Abstract
Sri Lanka’s village tank cascade systems are among the oldest community-managed irrigation systems in the world. They form the backbone of smallholder agriculture in the dry zone, supporting rural livelihoods through the collective management of tank-stored water and its distribution through shared canal networks (Ratnayake et al, 2021). The irrigation systems have endured for centuries, sustained not only by economic incentives but also by long-standing norms, cultural expectations, and informal institutions that govern cooperation among farmers (Ostrom, 1990; Ostrom and Gardner, 1993).

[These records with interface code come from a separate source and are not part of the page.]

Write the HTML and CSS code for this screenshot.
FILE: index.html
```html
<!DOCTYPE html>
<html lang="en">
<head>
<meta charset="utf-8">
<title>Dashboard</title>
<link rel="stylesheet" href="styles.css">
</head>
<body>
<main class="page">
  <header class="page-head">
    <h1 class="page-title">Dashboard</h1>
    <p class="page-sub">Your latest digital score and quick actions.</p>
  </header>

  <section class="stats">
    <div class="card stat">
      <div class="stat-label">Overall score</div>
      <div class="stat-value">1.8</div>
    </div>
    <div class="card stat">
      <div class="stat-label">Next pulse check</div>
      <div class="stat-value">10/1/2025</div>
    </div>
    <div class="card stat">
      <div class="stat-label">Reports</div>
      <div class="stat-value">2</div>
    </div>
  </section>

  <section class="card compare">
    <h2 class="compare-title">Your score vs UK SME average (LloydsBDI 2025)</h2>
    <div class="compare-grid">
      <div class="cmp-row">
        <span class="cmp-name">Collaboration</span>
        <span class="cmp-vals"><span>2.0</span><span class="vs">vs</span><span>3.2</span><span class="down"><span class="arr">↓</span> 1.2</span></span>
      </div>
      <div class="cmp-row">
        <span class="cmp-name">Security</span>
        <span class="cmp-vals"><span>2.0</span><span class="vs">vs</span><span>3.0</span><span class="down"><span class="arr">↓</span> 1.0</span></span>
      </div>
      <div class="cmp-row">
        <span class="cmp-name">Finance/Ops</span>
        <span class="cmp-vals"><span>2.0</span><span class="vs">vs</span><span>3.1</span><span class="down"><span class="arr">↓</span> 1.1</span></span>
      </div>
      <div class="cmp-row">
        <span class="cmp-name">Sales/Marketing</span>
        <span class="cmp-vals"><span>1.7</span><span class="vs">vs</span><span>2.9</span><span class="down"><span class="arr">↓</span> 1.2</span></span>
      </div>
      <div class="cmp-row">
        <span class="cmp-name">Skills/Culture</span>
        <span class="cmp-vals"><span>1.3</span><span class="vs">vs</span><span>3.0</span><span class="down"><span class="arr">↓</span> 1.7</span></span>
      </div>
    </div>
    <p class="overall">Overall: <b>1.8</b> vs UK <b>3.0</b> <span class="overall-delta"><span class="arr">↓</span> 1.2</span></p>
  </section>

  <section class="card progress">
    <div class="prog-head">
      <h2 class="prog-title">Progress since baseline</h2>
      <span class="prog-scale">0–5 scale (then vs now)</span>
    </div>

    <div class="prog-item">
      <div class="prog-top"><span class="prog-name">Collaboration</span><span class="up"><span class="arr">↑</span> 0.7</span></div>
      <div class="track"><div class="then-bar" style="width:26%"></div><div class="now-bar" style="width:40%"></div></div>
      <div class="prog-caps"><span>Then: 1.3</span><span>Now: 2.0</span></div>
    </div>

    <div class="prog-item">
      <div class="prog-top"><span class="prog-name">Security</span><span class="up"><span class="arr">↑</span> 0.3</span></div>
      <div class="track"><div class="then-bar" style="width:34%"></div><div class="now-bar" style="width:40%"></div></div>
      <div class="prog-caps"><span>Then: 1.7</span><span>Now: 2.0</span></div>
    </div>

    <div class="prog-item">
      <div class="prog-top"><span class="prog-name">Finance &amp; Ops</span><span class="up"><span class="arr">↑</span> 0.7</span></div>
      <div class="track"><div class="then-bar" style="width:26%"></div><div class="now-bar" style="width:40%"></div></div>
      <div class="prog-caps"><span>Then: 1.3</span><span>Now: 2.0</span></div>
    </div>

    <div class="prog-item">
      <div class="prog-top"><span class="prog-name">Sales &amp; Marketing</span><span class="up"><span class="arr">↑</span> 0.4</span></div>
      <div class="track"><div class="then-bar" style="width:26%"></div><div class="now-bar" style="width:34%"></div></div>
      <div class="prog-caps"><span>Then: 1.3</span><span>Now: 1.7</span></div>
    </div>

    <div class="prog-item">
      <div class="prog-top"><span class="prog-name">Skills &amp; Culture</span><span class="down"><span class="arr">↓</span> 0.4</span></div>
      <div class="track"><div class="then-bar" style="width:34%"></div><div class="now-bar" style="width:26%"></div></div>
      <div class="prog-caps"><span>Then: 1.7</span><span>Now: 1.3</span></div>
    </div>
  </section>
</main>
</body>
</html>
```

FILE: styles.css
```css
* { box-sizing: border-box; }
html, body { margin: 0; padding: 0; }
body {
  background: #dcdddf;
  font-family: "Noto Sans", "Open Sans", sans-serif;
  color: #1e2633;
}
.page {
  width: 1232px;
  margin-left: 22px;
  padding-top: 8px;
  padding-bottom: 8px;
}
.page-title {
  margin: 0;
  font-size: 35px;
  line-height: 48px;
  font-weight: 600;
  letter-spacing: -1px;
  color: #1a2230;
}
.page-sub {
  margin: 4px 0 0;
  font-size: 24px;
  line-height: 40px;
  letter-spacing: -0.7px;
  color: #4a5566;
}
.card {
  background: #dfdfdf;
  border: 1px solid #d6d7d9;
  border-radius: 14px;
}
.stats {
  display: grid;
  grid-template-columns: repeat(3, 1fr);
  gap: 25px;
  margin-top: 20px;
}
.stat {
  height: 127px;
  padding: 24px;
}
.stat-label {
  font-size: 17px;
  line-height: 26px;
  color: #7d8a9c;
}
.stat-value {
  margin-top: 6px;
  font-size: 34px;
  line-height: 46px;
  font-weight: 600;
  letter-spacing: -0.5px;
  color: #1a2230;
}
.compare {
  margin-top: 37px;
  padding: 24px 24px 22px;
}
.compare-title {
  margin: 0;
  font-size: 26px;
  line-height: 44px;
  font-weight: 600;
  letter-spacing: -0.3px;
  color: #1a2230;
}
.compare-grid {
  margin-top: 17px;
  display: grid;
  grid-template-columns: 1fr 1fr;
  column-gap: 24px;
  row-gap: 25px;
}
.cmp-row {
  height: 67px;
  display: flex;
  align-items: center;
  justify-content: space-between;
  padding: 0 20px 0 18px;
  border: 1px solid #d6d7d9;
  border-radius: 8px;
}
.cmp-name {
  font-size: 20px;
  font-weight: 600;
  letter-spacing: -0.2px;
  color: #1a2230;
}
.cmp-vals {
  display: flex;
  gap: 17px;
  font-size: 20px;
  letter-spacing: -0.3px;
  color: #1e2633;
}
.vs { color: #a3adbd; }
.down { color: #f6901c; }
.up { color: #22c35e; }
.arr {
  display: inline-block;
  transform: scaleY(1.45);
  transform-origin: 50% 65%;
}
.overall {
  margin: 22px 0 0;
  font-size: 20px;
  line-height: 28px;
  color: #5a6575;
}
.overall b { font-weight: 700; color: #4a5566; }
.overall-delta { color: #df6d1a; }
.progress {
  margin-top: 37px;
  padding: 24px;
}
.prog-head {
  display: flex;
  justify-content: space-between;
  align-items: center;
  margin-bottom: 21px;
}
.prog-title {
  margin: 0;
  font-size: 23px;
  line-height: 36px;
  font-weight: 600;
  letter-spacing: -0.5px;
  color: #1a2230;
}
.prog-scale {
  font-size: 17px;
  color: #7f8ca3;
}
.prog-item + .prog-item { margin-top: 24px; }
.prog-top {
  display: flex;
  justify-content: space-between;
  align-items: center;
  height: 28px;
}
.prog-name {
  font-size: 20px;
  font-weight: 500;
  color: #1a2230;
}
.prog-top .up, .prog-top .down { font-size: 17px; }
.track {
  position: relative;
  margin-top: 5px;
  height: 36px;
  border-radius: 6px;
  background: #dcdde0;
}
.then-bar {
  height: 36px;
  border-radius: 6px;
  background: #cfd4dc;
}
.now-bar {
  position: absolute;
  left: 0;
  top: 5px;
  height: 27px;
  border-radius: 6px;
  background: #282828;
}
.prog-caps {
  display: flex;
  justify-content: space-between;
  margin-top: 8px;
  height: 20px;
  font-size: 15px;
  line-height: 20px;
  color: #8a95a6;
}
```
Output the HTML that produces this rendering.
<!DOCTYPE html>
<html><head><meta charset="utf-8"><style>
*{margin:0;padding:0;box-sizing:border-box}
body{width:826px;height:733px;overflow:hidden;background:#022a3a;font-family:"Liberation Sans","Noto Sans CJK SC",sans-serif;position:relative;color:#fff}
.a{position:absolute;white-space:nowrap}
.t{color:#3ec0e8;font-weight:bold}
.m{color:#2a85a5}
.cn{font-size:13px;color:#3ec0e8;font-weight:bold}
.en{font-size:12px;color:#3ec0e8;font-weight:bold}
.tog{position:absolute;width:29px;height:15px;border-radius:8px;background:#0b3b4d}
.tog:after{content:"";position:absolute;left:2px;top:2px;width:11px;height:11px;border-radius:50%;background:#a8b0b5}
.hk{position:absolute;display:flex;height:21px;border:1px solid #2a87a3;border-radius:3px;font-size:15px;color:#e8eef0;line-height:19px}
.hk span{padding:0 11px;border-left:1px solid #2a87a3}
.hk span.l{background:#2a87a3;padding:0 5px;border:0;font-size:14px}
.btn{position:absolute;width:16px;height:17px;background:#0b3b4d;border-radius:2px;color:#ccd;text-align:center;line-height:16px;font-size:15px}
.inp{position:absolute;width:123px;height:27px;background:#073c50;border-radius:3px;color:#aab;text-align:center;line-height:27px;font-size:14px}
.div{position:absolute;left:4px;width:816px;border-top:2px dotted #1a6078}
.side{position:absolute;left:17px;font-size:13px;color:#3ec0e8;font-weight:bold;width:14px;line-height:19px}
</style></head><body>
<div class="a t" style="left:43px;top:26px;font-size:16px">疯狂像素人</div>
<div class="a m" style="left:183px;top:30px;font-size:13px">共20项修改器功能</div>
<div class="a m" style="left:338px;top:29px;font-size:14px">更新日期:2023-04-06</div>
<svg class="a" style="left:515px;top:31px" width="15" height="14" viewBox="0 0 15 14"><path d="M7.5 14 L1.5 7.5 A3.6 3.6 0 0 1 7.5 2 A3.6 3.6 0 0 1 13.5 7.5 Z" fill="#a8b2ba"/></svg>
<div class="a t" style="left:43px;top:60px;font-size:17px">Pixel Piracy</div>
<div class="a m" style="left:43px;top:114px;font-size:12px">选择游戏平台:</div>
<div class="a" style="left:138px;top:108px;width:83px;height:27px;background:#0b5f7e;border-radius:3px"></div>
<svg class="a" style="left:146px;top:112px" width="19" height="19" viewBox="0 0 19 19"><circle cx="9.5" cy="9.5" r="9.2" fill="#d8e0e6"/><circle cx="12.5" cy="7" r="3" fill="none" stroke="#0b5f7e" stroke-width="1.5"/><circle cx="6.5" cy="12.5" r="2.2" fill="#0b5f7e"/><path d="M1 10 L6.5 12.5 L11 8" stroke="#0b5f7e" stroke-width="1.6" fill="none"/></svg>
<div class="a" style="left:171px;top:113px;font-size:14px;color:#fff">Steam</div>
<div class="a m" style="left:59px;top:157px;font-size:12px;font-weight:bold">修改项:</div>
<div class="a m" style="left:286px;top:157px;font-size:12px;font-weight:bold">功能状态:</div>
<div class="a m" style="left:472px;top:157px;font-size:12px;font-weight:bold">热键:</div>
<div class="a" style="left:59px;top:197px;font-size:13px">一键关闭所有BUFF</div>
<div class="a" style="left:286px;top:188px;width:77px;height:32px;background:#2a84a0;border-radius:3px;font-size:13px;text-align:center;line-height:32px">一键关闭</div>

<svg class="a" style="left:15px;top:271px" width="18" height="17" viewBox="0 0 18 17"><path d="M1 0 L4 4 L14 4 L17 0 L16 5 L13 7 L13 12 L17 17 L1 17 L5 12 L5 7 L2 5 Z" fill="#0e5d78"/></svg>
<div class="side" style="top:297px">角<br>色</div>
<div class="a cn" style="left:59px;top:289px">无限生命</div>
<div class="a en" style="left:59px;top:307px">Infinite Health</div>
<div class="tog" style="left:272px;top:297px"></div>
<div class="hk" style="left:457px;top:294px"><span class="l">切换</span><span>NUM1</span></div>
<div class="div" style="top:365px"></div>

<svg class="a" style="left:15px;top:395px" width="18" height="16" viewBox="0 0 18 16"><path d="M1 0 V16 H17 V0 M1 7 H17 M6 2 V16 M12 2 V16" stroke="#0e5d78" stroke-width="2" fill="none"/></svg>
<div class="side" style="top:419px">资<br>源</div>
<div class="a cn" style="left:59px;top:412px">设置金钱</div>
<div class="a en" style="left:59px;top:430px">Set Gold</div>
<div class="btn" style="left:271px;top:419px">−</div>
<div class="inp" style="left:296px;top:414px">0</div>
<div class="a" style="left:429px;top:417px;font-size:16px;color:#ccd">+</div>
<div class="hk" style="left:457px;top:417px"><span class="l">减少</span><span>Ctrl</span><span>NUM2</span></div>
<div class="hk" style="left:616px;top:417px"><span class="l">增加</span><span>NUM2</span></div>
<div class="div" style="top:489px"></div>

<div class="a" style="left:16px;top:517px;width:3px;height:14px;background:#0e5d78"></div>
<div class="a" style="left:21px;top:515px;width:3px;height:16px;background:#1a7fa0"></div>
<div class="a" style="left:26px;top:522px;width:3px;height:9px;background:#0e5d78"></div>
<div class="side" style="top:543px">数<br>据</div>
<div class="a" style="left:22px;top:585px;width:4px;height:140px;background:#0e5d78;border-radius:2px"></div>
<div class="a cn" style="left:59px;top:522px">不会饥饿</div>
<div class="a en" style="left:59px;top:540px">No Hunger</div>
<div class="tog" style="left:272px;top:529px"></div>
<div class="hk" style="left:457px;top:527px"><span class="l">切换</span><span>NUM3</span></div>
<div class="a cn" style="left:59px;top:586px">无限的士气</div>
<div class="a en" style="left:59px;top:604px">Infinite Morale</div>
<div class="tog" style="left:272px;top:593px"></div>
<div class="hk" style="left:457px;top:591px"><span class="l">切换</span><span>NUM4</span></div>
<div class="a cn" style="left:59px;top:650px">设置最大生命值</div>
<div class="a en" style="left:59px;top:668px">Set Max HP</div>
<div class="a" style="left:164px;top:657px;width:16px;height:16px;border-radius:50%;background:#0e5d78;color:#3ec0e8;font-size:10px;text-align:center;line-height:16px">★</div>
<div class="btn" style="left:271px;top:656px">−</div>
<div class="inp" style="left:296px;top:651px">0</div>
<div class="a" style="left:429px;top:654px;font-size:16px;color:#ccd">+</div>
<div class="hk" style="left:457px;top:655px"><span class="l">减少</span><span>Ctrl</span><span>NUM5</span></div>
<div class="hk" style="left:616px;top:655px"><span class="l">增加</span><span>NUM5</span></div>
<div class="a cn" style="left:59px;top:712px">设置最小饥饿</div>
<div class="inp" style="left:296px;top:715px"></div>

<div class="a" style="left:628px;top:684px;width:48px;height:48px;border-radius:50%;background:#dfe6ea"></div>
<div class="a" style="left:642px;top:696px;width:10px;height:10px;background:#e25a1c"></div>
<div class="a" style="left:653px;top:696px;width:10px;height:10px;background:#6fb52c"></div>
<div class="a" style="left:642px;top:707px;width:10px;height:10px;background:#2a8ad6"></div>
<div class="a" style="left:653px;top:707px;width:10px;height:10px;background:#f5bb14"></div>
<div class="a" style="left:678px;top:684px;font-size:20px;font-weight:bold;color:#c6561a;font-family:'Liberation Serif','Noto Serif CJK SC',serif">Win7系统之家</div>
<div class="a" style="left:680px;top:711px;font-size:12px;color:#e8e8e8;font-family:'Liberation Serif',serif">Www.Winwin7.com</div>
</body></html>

In these systems, Farmers’ Organisations (FOs) act as local social planners. Before each cultivation season, they assess the tank’s water level, determine the recommended extent of land to be cultivated, and coordinate collective canal cleaning to remove weeds, silt, and debris. These actions enable water to flow efficiently from the head end closest to the tank through the middle section to the tail end. In principle,
such coordination allows the community to achieve a social optimum: cultivating the maximum possible area under water constraints while maintaining the canals in good condition. However, individual incentives often diverge from this collective optimum. Both key decisions, which are how much land to cultivate and how much labour to contribute to canal cleaning, are vulnerable to free riding. Studies on gravitational irrigation systems have identified spatial asymmetry as a major factor contributing to this divergence (Dayton-Johnson, 2000b; Dayton-Johnson and Bardhan, 2002). Upstream, or head-end, farmers can over-cultivate and extract more water with little risk, whereas downstream farmers, located in the middle and tail ends, face shortages even when they comply with FO recommendations.
Despite these structural inequalities, empirical research shows that many irrigation communities have developed mechanisms to overcome asymmetric benefits and sustain cooperation (Weissing and Ostrom, 1991;Ostrom et al., 1994; Janssen et al., 2010). Through local rule enforcement, mutual monitoring, and shared norms, farmers have historically maintained collective canal cleaning and equitable water distribution. During years of good rainfall, this location asymmetry remains hidden by the abundance of water, but under drought conditions, unequal access becomes sharply visible. However, increasing climatic uncertainty now threatens these informal equilibria through frequent and unpredictable droughts. Climate variability amplifies the spatial dependence of irrigation outcomes, transforming irrigation management into a coupled-commons dilemma in which two interdependent public goods —canal condition and irrigation water —must be sustained through voluntary cooperation.
Recent empirical evidence from Sri Lankan tank systems illustrates this challenge. Analysis of secondary data and field surveys conducted between December 2024 and May 2025 reveals a clear behavioural pattern: in drought years, both middle- and tail-end plots were cultivated to a lesser extent than recommended by FOs. Farmers in these locations reported deliberately reducing cultivated area to manage water risk, but also decreasing canal-cleaning hours because they expected limited returns from a system in which upstream farmers overused water. These location-specific responses reveal a form of strategic adaptation: farmers in disadvantaged positions withdraw from both land use and collective labour in anticipation of others’ defection. This behaviour, where private adaptation to scarcity (reducing cultivated extent) crowds out contribution to the enabling public good (canal maintenance), is the central empirical puzzle motivating this study. The key question is whether such restraint by downstream farmers during drought also leads to reduced canal maintenance effort, thereby accelerating collective decline. Over repeated droughts, even small reductions in canal effort across many farmers could accumulate into long-term deterioration of water conveyance and institutional capacity.
To identify the mechanisms linking these behaviours, the study conceptualises farmers’ seasonal decisions as a coordination game. In good seasons, when water is abundant, the game simplifies to a single public goods problem, canal cleaning, where cooperation achieves the social optimum but remains vulnerable to free riding. In drought seasons, however, the game becomes a nested coordination problem: canal cleaning and cultivation extent interact. Water allocation depends on upstream over-cultivation, so downstream farmers’ payoffs are jointly determined by others’ cultivation decisions and total canal cleaning effort. Each farmer must decide whether to continue contributing labour to a canal that may not deliver sufficient water. This study, therefore, focuses on the behavioural responses of farmers at different spatial positions, head, middle, and tail ends, under varying environmental and institutional conditions. By experimentally replicating these irrigation environments, the research isolates the causal effects of drought and upstream defection on cooperative labour, providing new evidence on how spatial asymmetry and climate variability jointly shape collective action in self-managed irrigation systems.